Rob Schofield at NC Policy Watch has a weekly briefing up on a new report from the NC Budget and Tax Center. In 2007, as it turns out, the lowest 20% of households in North Carolina - with an average income of $10,000 - paid about 11% of their income in state and local taxes. The top 1% of households - with an average income of $970,000 a year - paid about 7% of their income in state and local taxes.

That discrepancy says a lot about North Carolina tax policy. Schofield, for some reason, takes pains to point out taxes aren't as regressive here as they are in other states - which is true, especially when you consider states that don't have income taxes at all, but rather rely entirely on property and sales taxes to raise revenue.

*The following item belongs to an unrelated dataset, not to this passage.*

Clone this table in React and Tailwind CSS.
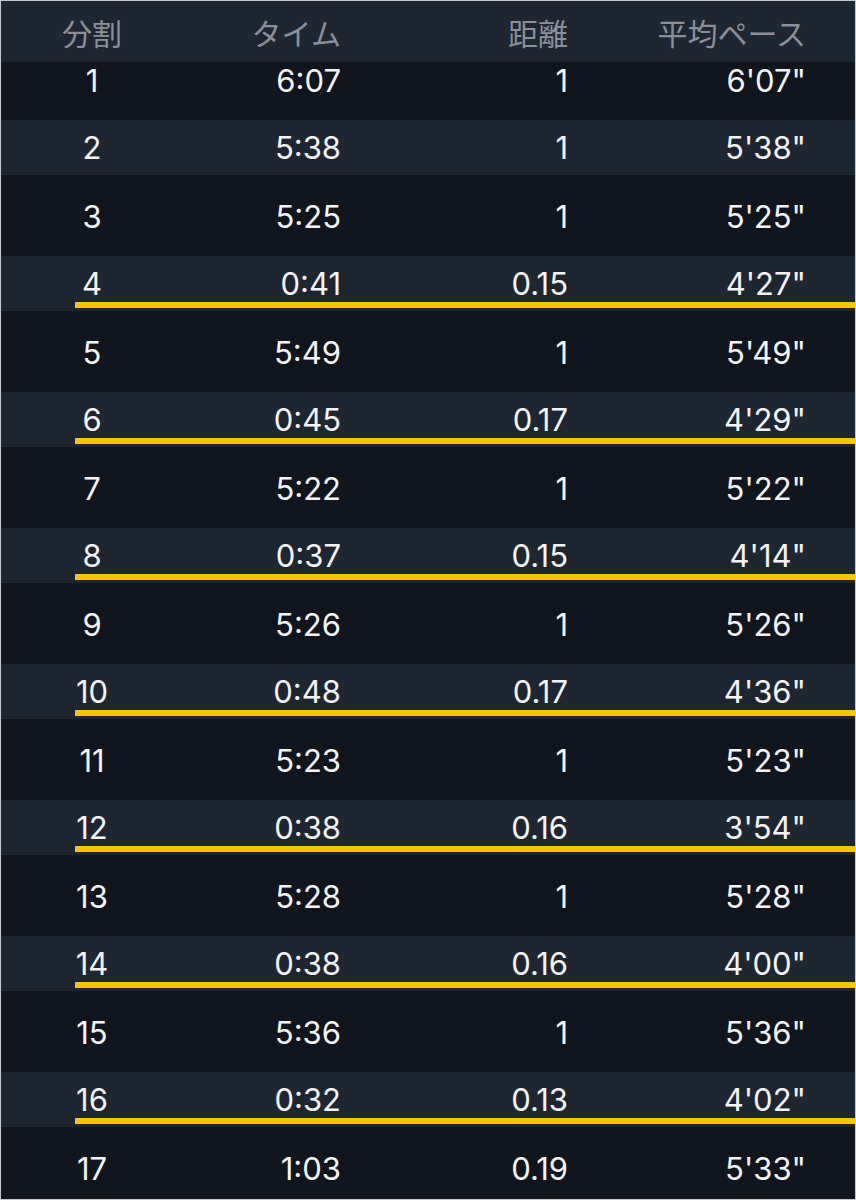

But our state tax system is still regressive - it still relies too heavily on the sales tax, for example, and the sales tax is in turn made even more regressive by the fact that the state doesn't impose it on a number of personal services. And as we're beginning to see in Buncombe County, the property taxes that local governments rely on don't take account of the fact that many of us are "land poor," that is, in possession of land that's valued much more highly than it's worth to the owners - and that imposes a crushing tax burden on the elderly and others with fixed incomes.

The report suggests a number of remedies: making the income tax system more progressive, putting a sales tax on services, and providing tax credits for property taxes paid by those with low incomes. And if we took these steps, we could even up the score, creating a system whereby the poorest and the richest paid an equal portion of their income in taxes. The state would also begin collecting more revenue - enough to start making progress on other pockets of injustice, like our mental health system, or the shortfalls in the affordable housing fund, or the skyrocketing tuitions at our state universities - just to name a very few of the challenges we face.

That would be something, wouldn't it? So let's have that flat tax - as long as the goal is "justice," and not "helping the rich avoid paying their share by ignoring property and sales taxes," who could say no?